TMPA — which is owned by the cities of Bryan, Denton, Garland and Greenville — tried to sell the 420-megawatt, approximately 6,500-acre station to Clean Energy Technology Association in 2016. Kahn said the sale fell through, as did a 2019 attempt that Kahn said didn’t make it far enough in the process to become public. 

Kahn said he could not comment on whom TMPA is currently negotiating with. 

The Electric Reliability Council of Texas’ June Generator Interconnection Status Report lists the plant with an in-service date of Nov. 1, meaning that it is expected to be commercially operable by that date. In the report, TEERP Power Station LLC is listed as the “interconnecting entity” for Gibbons Creek. ERCOT is the state’s electricity grid manager.


ERCOT spokesperson Leslie Sopko said in an interview that the in-service date is the time in which the developer said they would be commercially available, meaning they could participate in ERCOT’s wholesale energy market and could provide power if they chose to. However, she said ERCOT cannot speculate on what the developer will do and said that the date could also change at the developer’s request.

A May statement from the Sierra Club against reopening the plant cites S&P Global Market Intelligence as saying that the prospective buyer is Frontier Applied Sciences, a technology development firm based in Arizona. Frontier Applied Sciences could not be reached for comment. 


In response to a question about whether it is normal for a potential buyer to start certain steps with ERCOT such as the interconnection process before a purchase is confirmed, Sopko said that the developer satisfied the requirement for proof of on-site control as outlined in the ERCOT planning guide. 

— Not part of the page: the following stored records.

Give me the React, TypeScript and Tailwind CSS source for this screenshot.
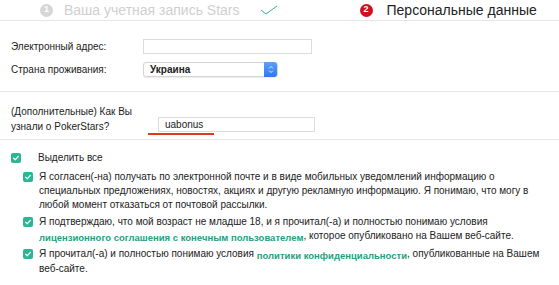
import { ReactNode } from "react";

function Box() {
  return (
    <span className="flex h-[10px] w-[10px] shrink-0 items-center justify-center rounded-[2px] bg-[#2bb592]">
      <svg viewBox="0 0 10 10" className="h-[8px] w-[8px]">
        <path d="M2 5.2 L4.1 7.2 L8 3" fill="none" stroke="#fff" strokeWidth="1.5" strokeLinecap="round" strokeLinejoin="round" />
      </svg>
    </span>
  );
}

function Consent({ children, pad }: { children: ReactNode; pad: string }) {
  return (
    <div className={`flex items-start ${pad}`}>
      <span className="mt-[2px]">
        <Box />
      </span>
      <p className="ml-[6px] pr-[14px] text-[10px] leading-[14px] text-[#222]">{children}</p>
    </div>
  );
}

function Link({ children }: { children: ReactNode }) {
  return <span className="align-[-2px] text-[9.5px] font-bold leading-[12px] text-[#1f9f82]">{children}</span>;
}

export default function App() {
  return (
    <div className="h-[285px] w-[559px] overflow-hidden bg-white font-['Liberation_Sans',Arial,sans-serif]">
      {/* steps */}
      <div className="flex h-[21px] items-center border-b border-[#e6e6e6]">
        <span className="ml-[40px] flex h-[13px] w-[13px] items-center justify-center rounded-full bg-[#d6d6d6] text-[9px] font-bold text-white">1</span>
        <span className="ml-[11px] text-[14px] text-[#cfcfcf]">Ваша учетная запись Stars</span>
        <svg viewBox="0 0 18 10" className="ml-[20px] h-[10px] w-[18px]">
          <path d="M1 5 L6 9 L17 1" fill="none" stroke="#2bb592" strokeWidth="1" />
        </svg>
        <span className="ml-[82px] flex h-[13px] w-[13px] items-center justify-center rounded-full bg-[#d0101e] text-[9px] font-bold text-white">2</span>
        <span className="ml-[14px] text-[14px] text-[#222]">Персональные данные</span>
      </div>

      {/* account fields */}
      <div className="flex flex-col gap-[8px] pb-[14px] pl-[11px] pt-[18px] text-[10px] leading-[15px] text-[#222]">
        <div className="flex items-center">
          <span className="w-[132px]">Электронный адрес:</span>
          <span className="h-[15px] w-[169px] border border-[#dcdcdc] bg-white" />
        </div>
        <div className="flex items-center">
          <span className="w-[132px]">Страна проживания:</span>
          <span className="flex h-[15px] w-[135px] items-center rounded-[3px] border border-[#d4d4d4] bg-white shadow-[0_1px_1px_rgba(0,0,0,0.08)]">
            <span className="ml-[6px] flex-1 text-[10px] font-bold text-[#222]">Украина</span>
            <span className="flex h-[15px] w-[13px] items-center justify-center rounded-r-[3px] bg-gradient-to-b from-[#5aa2f7] to-[#2f77ef]">
              <svg viewBox="0 0 8 12" className="h-[9px] w-[6px]">
                <path d="M1.5 4.5 L4 2 L6.5 4.5 M1.5 7.5 L4 10 L6.5 7.5" fill="none" stroke="#fff" strokeWidth="1.1" />
              </svg>
            </span>
          </span>
        </div>
      </div>

      {/* optional source */}
      <div className="flex items-start border-y border-[#e6e6e6] pb-[5px] pl-[11px] pt-[12px] text-[10px] text-[#222]">
        <p className="w-[147px] leading-[15px]">
          (Дополнительные) Как Вы
          <br />
          узнали о PokerStars?
        </p>
        <div className="relative mt-[13px]">
          <span className="flex h-[15px] w-[157px] items-center border border-[#dcdcdc] pl-[6px] text-[10px] text-[#222]">uabonus</span>
          <span className="absolute left-[-10px] top-[16px] h-[2px] w-[66px] bg-[#e2371c]" />
        </div>
      </div>

      {/* consents */}
      <div className="pl-[11px] pt-[11px]">
        <div className="flex items-center">
          <Box />
          <span className="ml-[17px] text-[10px] leading-[14px] text-[#222]">Выделить все</span>
        </div>
        <div className="pl-[12px] pt-[5px]">
          <Consent pad="">
            Я согласен(-на) получать по электронной почте и в виде мобильных уведомлений информацию о специальных предложениях, новостях, акциях и другую рекламную информацию. Я понимаю, что могу в любой момент отказаться от почтовой рассылки.
          </Consent>
          <Consent pad="pt-[3px]">
            Я подтверждаю, что мой возраст не младше 18, и я прочитал(-а) и полностью понимаю условия <Link>лицензионного соглашения с конечным пользователем</Link>, которое опубликовано на Вашем веб-сайте.
          </Consent>
          <Consent pad="pt-[3px]">
            Я прочитал(-а) и полностью понимаю условия <Link>политики конфиденциальности</Link>, опубликованные на Вашем веб-сайте.
          </Consent>
        </div>
      </div>
    </div>
  );
}
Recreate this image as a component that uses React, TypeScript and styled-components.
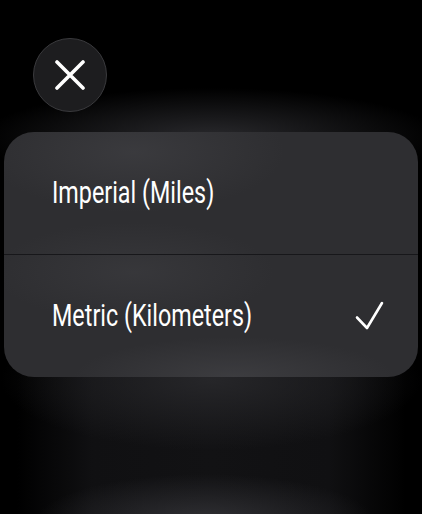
import React, { useState } from 'react';
import styled, { createGlobalStyle } from 'styled-components';

const GlobalStyle = createGlobalStyle`
  html, body {
    margin: 0;
    padding: 0;
    background: #000000;
  }

  body {
    font-family: Roboto, "Liberation Sans", sans-serif;
    -webkit-font-smoothing: antialiased;
  }
`;

const Screen = styled.div`
  width: 422px;
  height: 514px;
  overflow: hidden;

  display: flex;
  flex-direction: column;

  padding: 38px 4px 0;
  box-sizing: border-box;

  background-color: #000000;
  background-image:
    radial-gradient(ellipse 170px 48px at 205px 522px, rgba(50, 50, 54, 0.95), rgba(50, 50, 54, 0) 100%),
    radial-gradient(ellipse 210px 70px at 211px 380px, rgba(38, 38, 41, 1), rgba(38, 38, 41, 0) 100%),
    radial-gradient(ellipse 230px 50px at 211px 138px, rgba(46, 46, 50, 0.9), rgba(46, 46, 50, 0) 100%),
    linear-gradient(90deg, #000 4%, #101012 22%, #121214 50%, #101012 78%, #000 96%);
  background-repeat: no-repeat;
  background-size: 100% 100%, 100% 100%, 100% 100%, 100% 200px;
  background-position: 0 0, 0 0, 0 0, 0 314px;
`;

const CloseButton = styled.button`
  margin-left: 29px;

  width: 74px;
  height: 74px;
  flex: 0 0 auto;

  display: flex;
  align-items: center;
  justify-content: center;

  padding: 0;
  border: 1.5px solid #3a3a3d;
  border-radius: 50%;

  background: #1d1d1f;
  cursor: pointer;
`;

const Card = styled.div`
  margin-top: 20px;

  display: flex;
  flex-direction: column;

  border-radius: 30px;
  overflow: hidden;

  background:
    radial-gradient(ellipse 150px 60px at 130px 20px, rgba(70, 70, 74, 0.5), rgba(70, 70, 74, 0) 100%),
    radial-gradient(ellipse 140px 50px at 130px 140px, rgba(66, 66, 70, 0.45), rgba(66, 66, 70, 0) 100%),
    radial-gradient(ellipse 160px 40px at 230px 245px, rgba(72, 72, 76, 0.55), rgba(72, 72, 76, 0) 100%),
    #2e2e31;
`;

const Row = styled.button<{ $first?: boolean }>`
  height: ${({ $first }) => ($first ? '122px' : '123px')};

  display: flex;
  align-items: center;
  justify-content: space-between;

  padding: 0 34px 0 48px;
  border: none;
  border-top: ${({ $first }) => ($first ? 'none' : '1px solid #17171a')};

  background: transparent;
  cursor: pointer;
  text-align: left;
`;

const Label = styled.span`
  display: inline-block;

  font-family: Roboto, "Liberation Sans", sans-serif;
  font-size: 30.5px;
  line-height: 1;
  color: #ffffff;
  white-space: nowrap;

  transform: scaleX(0.765);
  transform-origin: left center;
`;

const CloseIcon = () => (
  <svg width="30" height="30" viewBox="0 0 30 30" fill="none">
    <path
      d="M2 2 L28 28 M28 2 L2 28"
      stroke="#ffffff"
      strokeWidth="3.6"
      strokeLinecap="round"
    />
  </svg>
);

const CheckIcon = () => (
  <svg width="30" height="30" viewBox="0 0 30 30" fill="none">
    <path
      d="M3 16.5 L13 27 L28 2"
      stroke="#ffffff"
      strokeWidth="2.6"
      strokeLinecap="round"
      strokeLinejoin="round"
    />
  </svg>
);

const OPTIONS = ['Imperial (Miles)', 'Metric (Kilometers)'];

const App = () => {
  const [selected, setSelected] = useState(1);

  return (
    <>
      <GlobalStyle />
      <Screen>
        <CloseButton aria-label="Close">
          <CloseIcon />
        </CloseButton>
        <Card>
          {OPTIONS.map((option, index) => (
            <Row key={option} $first={index === 0} onClick={() => setSelected(index)}>
              <Label>{option}</Label>
              {selected === index && <CheckIcon />}
            </Row>
          ))}
        </Card>
      </Screen>
    </>
  );
};

export default App;
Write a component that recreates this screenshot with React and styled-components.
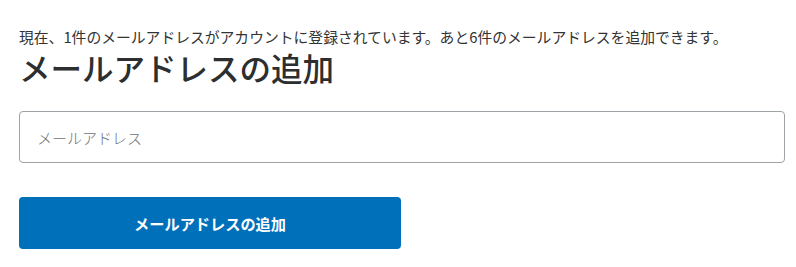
import React from "react";
import styled, { createGlobalStyle } from "styled-components";

const GlobalStyle = createGlobalStyle`
  html, body {
    margin: 0;
    padding: 0;
    background: #fff;
  }
  body {
    font-family: "Noto Sans CJK JP", "Noto Sans", sans-serif;
    color: #333;
  }
`;

const Page = styled.div`
  padding: 26px 12px 0 19px;
  display: flex;
  flex-direction: column;
`;

const Notice = styled.p`
  margin: 0;
  font-size: 14.8px;
  line-height: 21px;
  color: #333;
  white-space: nowrap;
`;

const Title = styled.h1`
  margin: 0;
  font-size: 31.5px;
  font-weight: 500;
  line-height: 40px;
  color: #2c2e2f;
`;

const Form = styled.form`
  margin-top: 24px;
  display: flex;
  flex-direction: column;
  gap: 34px;
`;

const EmailInput = styled.input`
  box-sizing: border-box;
  width: 766px;
  height: 52px;
  padding: 0 17px;
  border: 1px solid #9da3a6;
  border-radius: 4px;
  font-family: inherit;
  font-size: 15px;
  color: #333;
  outline: none;
  &::placeholder {
    color: #6c7378;
    font-weight: 300;
  }
`;

const SubmitButton = styled.button`
  box-sizing: border-box;
  width: 382px;
  height: 52px;
  border: none;
  border-radius: 4px;
  background: #0070ba;
  color: #fff;
  font-family: inherit;
  font-size: 15.2px;
  font-weight: 700;
  cursor: pointer;
`;

export default function App() {
  return (
    <>
      <GlobalStyle />
      <Page>
        <Notice>
          現在、1件のメールアドレスがアカウントに登録されています。あと6件のメールアドレスを追加できます。
        </Notice>
        <Title>メールアドレスの追加</Title>
        <Form onSubmit={(e) => e.preventDefault()}>
          <EmailInput type="email" placeholder="メールアドレス" />
          <SubmitButton type="submit">メールアドレスの追加</SubmitButton>
        </Form>
      </Page>
    </>
  );
}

“This basically means that the developer has provided required documentation related to the property that the plant is located on,” Sopko said. “This particular request is unique in that most interconnection requests we receive are for projects that have not yet been built or for upgrades to existing plants.”

The timeline for each project varies depending on their specific circumstances, Sopko said via email. The interconnection process typically takes one to two years for new projects, she said, due to the planning studies needed to connect them to the grid. ERCOT received the interconnection request for Gibbons Creek on March 29. Sopko said that since Gibbons is a recently retired plant, many of the technical studies did not need to be updated. Additionally, she said Gibbons obtained valid air permits and submitted proof of adequate water supplies for generation. 

“So while the timeline may appear to be condensed,” Sopko explained, “we are following the same process as we do for all new projects in ERCOT.”

Kahn said part of TMPA’s motivation to sell the plant is due to the high price of meeting environmental standards needed to decommission the plant. 

“If in the end we don’t sell it,” Kahn said, “then the rate-payers end up paying all the costs.” 


With the plant being closed since 2018, Kahn said some deadlines for steps associated with decommissioning are approaching at the end of this year.

Bryan Texas Utilities General Manager Gary Miller said that for a sale to be finalized, it would need approval from the TMPA Board, the BTU Board, and then all four city councils of Bryan, Denton, Garland and Greenville. Miller said that leaders would need to weigh all the factors — from costs of keeping the plant versus selling it and community concerns — before making a decision on what to do. 

If the power plant is reopened, Miller said that BTU WILL NOT purchase power from it since BTU’s resource planning studies show that there are other “more economically attractive options for us.” 

The petitions against reopening the plant have been presented to TMPA, BTU and the city councils of Bryan, Denton, Garland and Greenville, according to a press release from residents opposing the plant.